%%

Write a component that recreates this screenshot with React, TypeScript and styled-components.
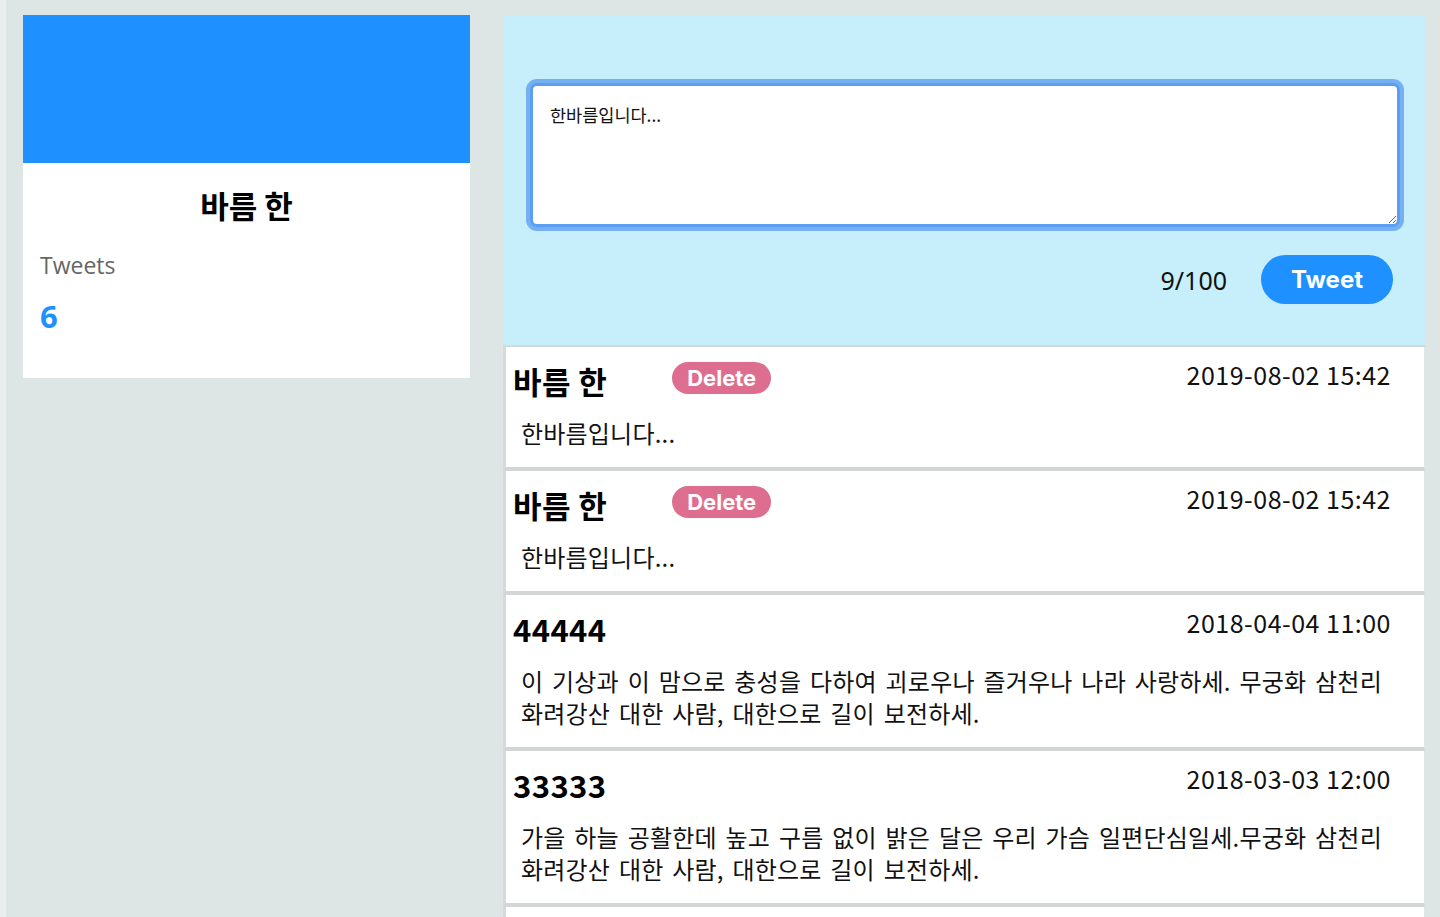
import React from "react";
import styled, { createGlobalStyle } from "styled-components";

const GlobalStyle = createGlobalStyle`
  html, body {
    margin: 0;
    padding: 0;
    background: #e9eeee;
  }
  body {
    font-family: "Noto Sans CJK KR", "Noto Sans", sans-serif;
    color: #111;
  }
  * { box-sizing: border-box; }
`;

const Page = styled.div`
  margin-left: 6px;
  min-height: 917px;
  background: #dde5e5;
  display: flex;
  align-items: flex-start;
  gap: 33px;
  padding: 15px 15px 0 17px;
`;

const ProfileCard = styled.section`
  width: 447px;
  height: 363px;
  background: #fff;
  display: flex;
  flex-direction: column;
`;

const Cover = styled.div`
  height: 148px;
  background: #1e90ff;
`;

const ProfileBody = styled.div`
  padding: 20px 17px 0;
  display: flex;
  flex-direction: column;
`;

const ProfileName = styled.h2`
  margin: 0;
  text-align: center;
  font-size: 31px;
  font-weight: 700;
  line-height: 44px;
  color: #000;
`;

const StatLabel = styled.div`
  margin-top: 23px;
  font-family: "Open Sans", "Noto Sans", sans-serif;
  font-size: 23px;
  line-height: 30px;
  color: #666;
`;

const StatValue = styled.div`
  margin-top: 18px;
  font-family: "Open Sans", "Noto Sans", sans-serif;
  font-size: 31px;
  font-weight: 700;
  line-height: 36px;
  color: #1e90ff;
`;

const Main = styled.main`
  width: 922px;
  display: flex;
  flex-direction: column;
`;

const Compose = styled.div`
  background: #c6eefb;
  height: 330px;
  padding: 68px 25px 0 27px;
  display: flex;
  flex-direction: column;
`;

const Input = styled.textarea`
  width: 870px;
  height: 144px;
  padding: 17px 17px;
  border: 3px solid #5a9ff2;
  border-radius: 7px;
  box-shadow: 0 0 0 4px rgba(90, 155, 240, 0.75);
  outline: none;
  background: #fff;
  font-family: "Noto Sans CJK KR", sans-serif;
  font-size: 17.5px;
  line-height: 24px;
  color: #111;
  resize: vertical;
`;

const ComposeFooter = styled.div`
  margin-top: 28px;
  padding-right: 7px;
  display: flex;
  justify-content: flex-end;
  align-items: center;
  gap: 34px;
`;

const Counter = styled.span`
  font-family: "Noto Sans", sans-serif;
  font-size: 25px;
  color: #111;
`;

const TweetButton = styled.button`
  width: 132px;
  height: 49px;
  border: none;
  border-radius: 25px;
  background: #1e90ff;
  color: #fff;
  font-family: Inter, "Noto Sans", sans-serif;
  font-size: 24px;
  font-weight: 700;
  cursor: pointer;
`;

const Feed = styled.ul`
  list-style: none;
  margin: 0;
  padding: 0;
  border-top: 2px solid #d3d8d8;
`;

const Item = styled.li`
  background: #fff;
  border-left: 3px solid #d6dada;
  border-right: 1px solid #e2e5e5;
  border-bottom: 4px solid #d3d6d6;
  padding: 14px 33px 18px 7px;
`;

const ItemHeader = styled.div`
  height: 40px;
  display: flex;
  align-items: center;
`;

const Author = styled.strong<{ $withDelete?: boolean }>`
  font-size: 31px;
  font-weight: 700;
  line-height: 40px;
  letter-spacing: 0.4px;
  color: #000;
  margin-right: ${(p) => (p.$withDelete ? "65px" : "0")};
`;

const DeleteButton = styled.button`
  height: 32px;
  width: 99px;
  margin-top: -6px;
  border: none;
  border-radius: 16px;
  background: #de6e8f;
  color: #fff;
  font-family: Inter, "Noto Sans", sans-serif;
  font-size: 22px;
  font-weight: 700;
  padding: 0;
  cursor: pointer;
`;

const Stamp = styled.time`
  margin-left: auto;
  font-size: 25px;
  letter-spacing: 0.5px;
  line-height: 32px;
  align-self: flex-start;
  margin-top: -3px;
  color: #111;
`;

const Body = styled.p`
  margin: 16px 0 0 8px;
  font-size: 24px;
  line-height: 32px;
  letter-spacing: 0.2px;
  word-spacing: 3.2px;
  word-break: keep-all;
  color: #111;
`;

type Tweet = { author: string; date: string; text: string; mine: boolean };

const tweets: Tweet[] = [
  { author: "바름 한", date: "2019-08-02 15:42", text: "한바름입니다...", mine: true },
  { author: "바름 한", date: "2019-08-02 15:42", text: "한바름입니다...", mine: true },
  {
    author: "44444",
    date: "2018-04-04 11:00",
    text: "이 기상과 이 맘으로 충성을 다하여 괴로우나 즐거우나 나라 사랑하세. 무궁화 삼천리 화려강산 대한 사람, 대한으로 길이 보전하세.",
    mine: false,
  },
  {
    author: "33333",
    date: "2018-03-03 12:00",
    text: "가을 하늘 공활한데 높고 구름 없이 밝은 달은 우리 가슴 일편단심일세.무궁화 삼천리 화려강산 대한 사람, 대한으로 길이 보전하세.",
    mine: false,
  },
  {
    author: "22222",
    date: "2018-02-02 10:00",
    text: "남산 위에 저 소나무 철갑을 두른 듯 바람 서리 불변함은 우리 기상일세.",
    mine: false,
  },
];

export default function App() {
  return (
    <>
      <GlobalStyle />
      <Page>
        <ProfileCard>
          <Cover />
          <ProfileBody>
            <ProfileName>바름 한</ProfileName>
            <StatLabel>Tweets</StatLabel>
            <StatValue>6</StatValue>
          </ProfileBody>
        </ProfileCard>
        <Main>
          <Compose>
            <Input defaultValue="한바름입니다..." />
            <ComposeFooter>
              <Counter>9/100</Counter>
              <TweetButton>Tweet</TweetButton>
            </ComposeFooter>
          </Compose>
          <Feed>
            {tweets.map((t, i) => (
              <Item key={i}>
                <ItemHeader>
                  <Author $withDelete={t.mine}>{t.author}</Author>
                  {t.mine && <DeleteButton>Delete</DeleteButton>}
                  <Stamp>{t.date}</Stamp>
                </ItemHeader>
                <Body>{t.text}</Body>
              </Item>
            ))}
          </Feed>
        </Main>
      </Page>
    </>
  );
}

%%

The request - Tell how many lines include "React". The number is the whole answer.

Answer to this problem - 2